In total Jack flew three DC-7 missions in support of Uric, starting the day before launch when he flew twenty-five South African ‘Recce’ special forces (designated as ‘D Squadron SAS’ to disguise their origin) to their staging post at Buffalo Range near the eastern border. By the time the operation was wrapping up Jack was already into the detailed planning of his next daring mission. This time it was Operation Cheese and the plan was to down the longest road and rail bridge in Africa. It was located in northern Zambia and was being used to transport military supplies down from Tanzania. This ‘Tan-Zam’ rail link was also crucial to the Zambian economy as the only other option was the southern trade route through Rhodesia, and that would only be made available if Zambia stopped providing sanctuary to Nkomo’s insurgents. It was hoped this attack would force Kaunda and Nkomo to the negotiating table.

The logistics for this audacious attack were tricky though as the rail bridge was almost eight hundred kilometres north of Salisbury, well beyond helicopter range. This Chambeshi Bridge had been identified as a strategic target since 1976, but it was considered too far away and too complex to be achievable. But desperate times called for desperate measures.

While there was no way of getting the team of saboteurs out of the target area, a HALO drop from the DC-7 was the ideal way of getting them in. In early September while the battles of Uric were still raging Jack did a couple of night reconnaissance flights over the bridge to find a suitable drop zone. Once he confirmed the DZ the training for the jump began. The first team of four men were due to be dropped on the night of September 12th, just two days after the start of the Lancaster House talks. Kevin Milligan takes up the story, “As the owner of the DC-7, Jack could make sure he was on all the important missions with it. He thrived on it. He had been on the crew for the training jumps and we were in very good hands. Jack, a well-built man, oozing a quiet confidence, was a legend in his own right and had carried out many daring exploits in his time. Nothing phased him and the men found him considerate and amusing.” Unfortunately by the time they got over the target zone after midnight it was obliterated by heavy haze and they were forced to abort the mission. As they needed a clear full moon they had to wait almost a full month for the next suitable opportunity.

. . .

On September 27th Jack’s nephew Mike Kruger was called upon to evacuate an operational casualty. It was a hazardous operation requiring the casevac to be done right in the midst of an ongoing firefight. As Mike managed it successfully with no regard for his own safety he was awarded the Bronze Cross of Rhodesia. A week later with the full moon on October 3rd, 1979 Jack again flew the four-man SAS ‘freefall’ team back to the Chambeshi bridge.

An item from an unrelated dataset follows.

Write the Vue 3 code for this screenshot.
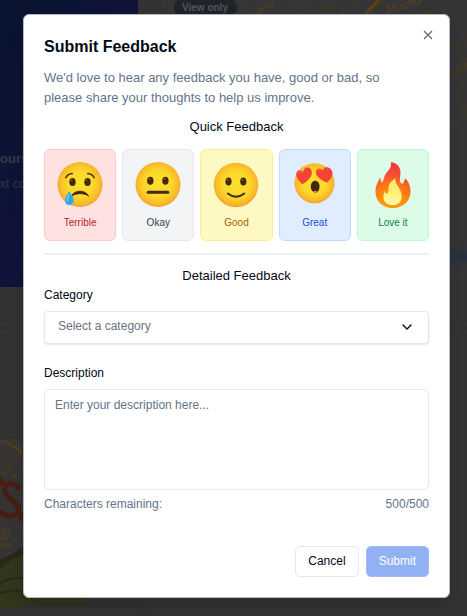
<script setup>
import { computed, ref } from 'vue'

const maxLength = 500
const rating = ref('')
const category = ref('')
const description = ref('')
const remaining = computed(() => maxLength - description.value.length)

const ratings = [
  { id: 'terrible', label: 'Terrible' },
  { id: 'okay', label: 'Okay' },
  { id: 'good', label: 'Good' },
  { id: 'great', label: 'Great' },
  { id: 'love', label: 'Love it' },
]
</script>

<template>
  <main class="screen">
    <svg class="scene" viewBox="0 0 467 616" preserveAspectRatio="xMinYMin slice" aria-hidden="true">
      <defs>
        <linearGradient id="hero" x1="0" y1="0" x2="1" y2="1">
          <stop offset="0" stop-color="#08142f" />
          <stop offset="0.5" stop-color="#10143a" />
          <stop offset="1" stop-color="#11102f" />
        </linearGradient>
      </defs>
      <rect width="467" height="616" fill="#333" />
      <rect width="138" height="287" fill="url(#hero)" />
      <rect x="163" width="304" height="282" fill="#353535" />
      <g fill="none" stroke="#493a1b" stroke-width="1">
        <path d="M240 4l6-4M290 0q11 6 12 14M301 0q7 4 9 8M342 13l17-13M342 13l8 2M371 13l12-13M374 0l8 3M438 11h7v4M423 14q4-4 9-1M320 2q3-4 8-1" />
        <ellipse cx="327" cy="10" rx="8" ry="5" />
        <path d="M323 12l2-4 2 3 3-4" />
        <path d="M450 42h6M450 47h10l7 18M452 78q8-10 15-9" />
        <path d="M452 75q8-9 15-9" stroke-width="2" />
        <circle cx="463" cy="82" r="2" />
        <path d="M456 92q8-5 8 1t-9 5M453 98v2M460 104h7M461 109h6M461 114h6M451 121l6 5M451 126l5-4M463 43l4-2" />
      </g>
      <path d="M366 13l13-13" fill="none" stroke="#5a4212" stroke-width="3" />
      <text x="387" y="14" transform="rotate(-17 387 14)" class="doodle">Mucho</text>
      <text x="255" y="18" transform="rotate(-33 255 18)" class="doodle small">sento</text>
      <rect x="174" y="-1" width="63" height="17" rx="8" fill="#202329" />
      <text x="182" y="11" class="badge">View only</text>
      <text x="0" y="163" class="hero-title">ours</text>
      <text x="0" y="188" class="hero-text">xt co</text>
      <rect x="440" y="248" width="40" height="17" fill="#303234" stroke="#28334b" />
      <text x="450" y="260" class="tag">clas</text>
      <path d="M0 328h467M0 605h142M144 600v16" stroke="#2c2c2c" />
      <path d="M0 439h15l8 7v159H0z" fill="#353432" />
      <path d="M0 577h86v28H0z" fill="#33351d" />
      <path d="M0 565q12-12 23-17v60H0z" fill="#33351d" />
      <path d="M0 559q12-3 23-13v9q-12 3-23 14z" fill="#26281a" />
      <path d="M0 583q14-7 23-4M0 593q13-4 23-1" fill="none" stroke="#26281a" stroke-width="2" />
      <g fill="none" stroke="#554319" stroke-width="1">
        <path d="M0 441q12 1 22 13M2 440q8 4 19 14M5 440l16 12M9 439l12 13M15 439l7 13M4 473l17-20M1 473h5M12 476l4-1v3zM0 530l6-2 3 2v7l-6 2-3-1M6 530v8M3 531v7M12 536l2 1M15 539l3 1M0 547l3-4 2 4 3-4 2 4 3-2" />
      </g>
      <path d="M20 489q-9-9-14-3c-5 7 4 12 10 18 6 7-1 13-8 12-4-1-6-3-8-5M0 478l3 7M23 512l-2 9" fill="none" stroke="#481c14" stroke-width="5" />
    </svg>

    <section class="dialog" role="dialog" aria-modal="true" aria-labelledby="dialog-title" aria-describedby="dialog-intro">
      <button class="close" type="button" aria-label="Close">
        <svg viewBox="0 0 10 10" aria-hidden="true"><path d="M1 1l8 8M9 1L1 9" /></svg>
      </button>

      <h1 id="dialog-title">Submit Feedback</h1>
      <p id="dialog-intro" class="intro">We'd love to hear any feedback you have, good or bad, so please share your thoughts to help us improve.</p>

      <h2 class="quick">Quick Feedback</h2>
      <div class="ratings">
        <button
          v-for="item in ratings"
          :key="item.id"
          type="button"
          class="rating"
          :class="item.id"
          :aria-pressed="rating === item.id"
          @click="rating = item.id"
        >
          <svg class="emoji" viewBox="0 0 46 46" aria-hidden="true">
            <defs>
              <radialGradient :id="'face-' + item.id" cx="0.5" cy="0.48" r="0.54">
                <stop offset="0" stop-color="#fde030" />
                <stop offset="0.55" stop-color="#fcd72b" />
                <stop offset="0.85" stop-color="#f9b928" />
                <stop offset="1" stop-color="#f19534" />
              </radialGradient>
            </defs>
            <g v-if="item.id === 'terrible'">
              <circle cx="23" cy="22.5" r="22.5" fill="url(#face-terrible)" />
              <ellipse cx="15.5" cy="20" rx="3.2" ry="4" fill="#422b0d" />
              <ellipse cx="30.5" cy="20" rx="3.2" ry="4" fill="#422b0d" />
              <circle cx="14.5" cy="18.3" r="0.9" fill="#896024" />
              <circle cx="29.5" cy="18.3" r="0.9" fill="#896024" />
              <path d="M8.8 15.6q2-3.6 6.5-4M37.2 15.6q-2-3.6-6.5-4" fill="none" stroke="#422b0d" stroke-width="1.5" stroke-linecap="round" />
              <path d="M14.6 34.2C17 27.5 29 27.5 31.6 34.2 28 30.8 18.5 30.8 14.6 34.2z" fill="#422b0d" stroke="#422b0d" stroke-width="0.8" stroke-linejoin="round" />
              <path d="M12.2 29.5Q8 35.5 8 38.8a4.3 4.3 0 0 0 8.6 0Q16.6 35 12.2 29.5z" fill="#29a8f1" />
              <path d="M12 33q-2 3-1.6 6" fill="none" stroke="#72cef9" stroke-width="1.3" stroke-linecap="round" />
            </g>
            <g v-else-if="item.id === 'okay'">
              <circle cx="23" cy="22.5" r="22.5" fill="url(#face-okay)" />
              <ellipse cx="15.3" cy="18.7" rx="3.2" ry="4" fill="#422b0d" />
              <ellipse cx="30.4" cy="18.7" rx="3.2" ry="4" fill="#422b0d" />
              <circle cx="14.4" cy="17" r="0.9" fill="#896024" />
              <circle cx="29.4" cy="17" r="0.9" fill="#896024" />
              <path d="M13.2 30.3h19.6" stroke="#422b0d" stroke-width="3" stroke-linecap="round" />
            </g>
            <g v-else-if="item.id === 'good'">
              <circle cx="23" cy="23" r="22.2" fill="url(#face-good)" />
              <ellipse cx="15.5" cy="19.5" rx="3.1" ry="4" fill="#422b0d" />
              <ellipse cx="30.3" cy="19.5" rx="3.1" ry="4" fill="#422b0d" />
              <circle cx="14.6" cy="17.8" r="0.9" fill="#896024" />
              <circle cx="29.4" cy="17.8" r="0.9" fill="#896024" />
              <path d="M14.8 31.5Q23 38 31.3 31.5" fill="none" stroke="#422b0d" stroke-width="1.9" stroke-linecap="round" />
            </g>
            <g v-else-if="item.id === 'great'">
              <circle cx="22.5" cy="21.2" r="20" fill="url(#face-great)" />
              <path d="M10.5 22.3C6 18.3 3.8 14.2 4.3 11.2c.5-3.3 5.2-4.2 7-.8 0-4.4 4.2-6 6.8-3.8C22.7 10.8 18 18.2 10.5 22.3z" fill="#f44336" />
              <path d="M34.8 20.5c-7.6-3.3-11.5-7-10.9-11 .7-3.5 5-4.3 7-.9.7-4.2 5.3-4.3 7.8-1.6 3.8 4.2 1.2 9.5-3.9 13.5z" fill="#f44336" />
              <path d="M6 12q1-3 3.5-2M26 9q1-3 3-1" fill="none" stroke="#f96b57" stroke-width="1" stroke-linecap="round" />
              <path d="M23.2 18.8c2.4 0 4.3 2.3 4.3 5.4 0 3.3-1.5 6.4-3.9 6.4-2.8 0-4.8-2.6-4.8-6 0-3.2 1.8-5.8 4.4-5.8z" fill="#422b0d" />
              <path d="M21 29.6q2.2-1.4 4.6-.3-1 1.5-2.2 1.4-1.2 0-2.4-1.1z" fill="#ef7a78" />
            </g>
            <g v-else>
              <defs>
                <radialGradient id="flame" gradientUnits="userSpaceOnUse" cx="21" cy="45" r="42">
                  <stop offset="0.2" stop-color="#ff9800" />
                  <stop offset="0.5" stop-color="#ff7d12" />
                  <stop offset="0.78" stop-color="#f54c32" />
                  <stop offset="1" stop-color="#f03a3c" />
                </radialGradient>
                <linearGradient id="flame-core" x1="0" y1="0" x2="0" y2="1">
                  <stop offset="0" stop-color="#ffe36a" />
                  <stop offset="0.55" stop-color="#fff176" />
                  <stop offset="1" stop-color="#fff9b0" />
                </linearGradient>
              </defs>
              <path d="M20.8.2c6 .4 9.8 5 9.7 10.2-.1 4.5-1.2 6.8-.2 9.8.8 2 2.8 1.6 3.6-.3.6-1.4.5-2.7 1.3-3.5 4 3.2 5.4 8.7 5.3 13.6C40.3 39.2 33 46 22.8 46 12.5 46 5.5 39 5.5 29.7c0-7.2 3.3-10.6 4.7-14.4.3 2 .4 4.2 1.6 5 1.8.1 1.4-4.5 3.9-8.4 2.7-4.1 6-5.4 5.1-11.7z" fill="url(#flame)" />
              <path d="M25.4 16c-1 6.3 5.5 9.3 6.2 17.3.5 6.4-3.3 10-8.7 10-6 0-9.7-3.7-9.5-9 .1-2.3.7-4.2 1.2-5.3.5 1.5 1.2 2.7 2.3 2.5 2.5-.5.4-6.5 3.1-10.4 1.3-2 3.2-3 5.4-5.1z" fill="url(#flame-core)" />
            </g>
          </svg>
          <span>{{ item.label }}</span>
        </button>
      </div>

      <hr class="divider" />

      <form @submit.prevent>
        <h2 class="detailed">Detailed Feedback</h2>
        <label for="category">Category</label>
        <div class="select-wrap">
          <select id="category" v-model="category">
            <option value="" disabled>Select a category</option>
            <option value="bug">Bug</option>
            <option value="feature">Feature</option>
            <option value="other">Other</option>
          </select>
          <svg class="chevron" viewBox="0 0 12 8" aria-hidden="true"><path d="M2 2l4 4 4-4" /></svg>
        </div>

        <label class="description-label" for="description">Description</label>
        <textarea
          id="description"
          v-model="description"
          :maxlength="maxLength"
          placeholder="Enter your description here..."
        ></textarea>
        <div class="counter">
          <span>Characters remaining:</span>
          <span>{{ remaining }}/{{ maxLength }}</span>
        </div>

        <div class="actions">
          <button class="action" type="button">Cancel</button>
          <button class="action submit" type="submit" disabled>Submit</button>
        </div>
      </form>
    </section>
  </main>
</template>

<style>
body {
  margin: 0;
  background: #333;
}
</style>

<style scoped>
* {
  box-sizing: border-box;
}

.screen {
  position: relative;
  min-height: 100vh;
  padding: 14px 17px 18px 23px;
  overflow: hidden;
  font-family: "Liberation Sans", Arial, sans-serif;
  font-size: 12px;
  line-height: 18px;
  color: #020817;
}

.scene {
  position: absolute;
  inset: 0;
  width: 100%;
  height: 100%;
}

.doodle {
  font: italic 12px "Liberation Sans", sans-serif;
  fill: #54431c;
}

.small {
  font-size: 10px;
}

.badge {
  font: bold 10px "Liberation Sans", sans-serif;
  fill: #555;
}

.hero-title {
  font: bold 13px "Liberation Sans", sans-serif;
  fill: #383a48;
}

.hero-text {
  font: 12px "Liberation Sans", sans-serif;
  fill: #343647;
}

.tag {
  font: 10px "Liberation Sans", sans-serif;
  fill: #1b2b60;
}

.dialog {
  position: relative;
  max-width: 512px;
  margin: 0 auto;
  padding: 20px;
  border: 1px solid #b4b9c2;
  border-radius: 6px;
  background: #fff;
  box-shadow: 0 8px 16px rgba(0, 0, 0, 0.15);
}

.close {
  position: absolute;
  top: 12px;
  right: 13px;
  display: grid;
  place-items: center;
  width: 16px;
  height: 16px;
  padding: 0;
  border: 0;
  background: none;
}

.close svg {
  width: 10px;
  height: 10px;
  fill: none;
  stroke: #626570;
  stroke-width: 1.2;
}

h1,
h2,
p {
  margin: 0;
}

h1 {
  padding-top: 1px;
  font-size: 16px;
  line-height: 22px;
  font-weight: 700;
}

.intro {
  margin-top: 10px;
  padding-right: 32px;
  font-size: 13px;
  line-height: 20px;
  color: #64748b;
}

h2 {
  font-size: 13px;
  line-height: 20px;
  font-weight: 400;
  text-align: center;
}

.quick {
  margin-top: 9px;
}

.ratings {
  display: grid;
  grid-template-columns: repeat(5, 1fr);
  gap: 6px;
  margin-top: 12px;
}

.rating {
  display: flex;
  flex-direction: column;
  align-items: center;
  gap: 8px;
  min-width: 0;
  padding: 12px 4px 10px;
  border: 1px solid;
  border-radius: 6px;
  font-family: inherit;
  font-size: 10px;
  line-height: 14px;
}

.emoji {
  width: 46px;
  height: 46px;
}

.terrible {
  border-color: #fecaca;
  background: #fee2e2;
  color: #b91c1c;
}

.okay {
  border-color: #e5e7eb;
  background: #f3f4f6;
  color: #374151;
}

.good {
  border-color: #fef08a;
  background: #fef9c3;
  color: #a16207;
}

.great {
  border-color: #bfdbfe;
  background: #e0edff;
  color: #1d4ed8;
}

.love {
  border-color: #bbf7d0;
  background: #dcfce7;
  color: #15803d;
}

.divider {
  height: 2px;
  margin: 12px 0 11px;
  border: 0;
  background: #edf1f7;
}

label {
  display: block;
}

.select-wrap {
  position: relative;
  margin-top: 7px;
}

select {
  display: block;
  width: 100%;
  height: 33px;
  padding: 0 32px 4px 13px;
  border: 1px solid #e2e8f0;
  border-radius: 4px;
  background: #fff;
  box-shadow: 0 1px 2px rgba(15, 23, 42, 0.1);
  font: inherit;
  color: #6b7280;
  appearance: none;
}

.chevron {
  position: absolute;
  top: 12px;
  right: 16px;
  width: 12px;
  height: 8px;
  fill: none;
  stroke: #020817;
  stroke-width: 1.4;
  stroke-linecap: round;
  stroke-linejoin: round;
  pointer-events: none;
}

.description-label {
  margin-top: 20px;
}

textarea {
  display: block;
  width: 100%;
  height: 101px;
  margin-top: 7px;
  padding: 6px 10px;
  border: 1px solid #e2e8f0;
  border-radius: 5px;
  background: #fff;
  font: inherit;
  color: #020817;
  resize: none;
}

textarea::placeholder {
  color: #64748b;
  opacity: 1;
}

.counter {
  display: flex;
  justify-content: space-between;
  margin-top: 5px;
  color: #64748b;
}

.actions {
  display: flex;
  justify-content: flex-end;
  gap: 7px;
  margin-top: 33px;
}

.action {
  height: 31px;
  padding: 0 12px 2px;
  border: 1px solid #e2e8f0;
  border-radius: 5px;
  background: #fff;
  font: inherit;
  color: #020817;
}

.submit {
  border-color: #a3b9f4;
  background: #92b1f5;
  color: #fff;
}
</style>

According to Kevin, “I was very aware that the DC-7 must have sounded very noisy at eight thousand feet. We were already pushing our luck. I frantically peered out for any sign of the river and the crucial bend, but to my great disappointment, again, nothing. With a very heavy heart I told George to abort. I was so angry and frustrated, but had a final look out of the door. It was like something out of a movie. At just the right time and the right angle, I saw the moon glinting on the river bend that I was looking for, just as it was on the reconnaissance photo. There was little time for the normal flat turn corrections on run-in as I called to George “Come left, come left, harder – steady” then “Go! Go! Go!” and off they went. Straight into the storm. Full flap and undercarriage down to slow the aircraft.” It was one thirty in the morning on October 4th.

Paul French, who was leading the initial recce team remembers, because of his heavy kit, just flopping into the slipstream, the brief smell of the engines and then the silence of the free fall. As he turned to face the box of canoes and equipment he could clearly see the reflection of the moon and the dark shapes of the other men. He followed them down to ‘pull height’ and opened the parachute at two thousand feet as he wanted to be close to the box. Strangely the box was never found and the team, with their reduced kit had to improvise. When considering Jack Paul recalled that “Jack Malloch wasn’t young anymore. He was slightly overweight and seemed slow to move, but he exuded a calm confidence born of experience, risk-taking and success. He was a motivated man who appeared to be accustomed to getting his own way.”

. . .

Five nights later, a South African C-130 Hercules dropped the full twelve-man team of SAS commandos and all their equipment over the Chambeshi DZ. According to Kevin, “Someone in high places had obviously pulled strings and it was in South Africa’s interests too to have Kaunda reined in.” At two o’clock in the morning of October 12th the bridge was successfully severed and all sixteen commandos were able to hijack a couple of trucks and drive their way to a designated pick-up spot where the helicopters could reach them.

. . .

[At the end of the war] Along with the Commonwealth Monitoring Force the world’s news media also flooded into Rhodesia, each trying to find a unique newsworthy story from within the closed, war-torn little country. Remarkably the Daily Express chose to tell the story of “Captain Jack – Hero without a medal.” In their editorial they said, “Captain Jack Malloch was the doyen of the Rhodesian sanctions busters, the link man of the intricate spider’s web of commercial cross-deals which somehow kept Rhodesia alive for 14 years of economic isolation. Many believe that without Jack Malloch, Rhodesia would not have survived. Until now, Malloch, cloaked his usual life in silence. A small airline venture was the beginning of a career that was to turn him into perhaps the most notorious adventurer in the rugged world of African aviation.”

There you have it.  A remarkable record of achievement by a remarkable man.  Those who knew him, no matter how fleetingly, will not forget him.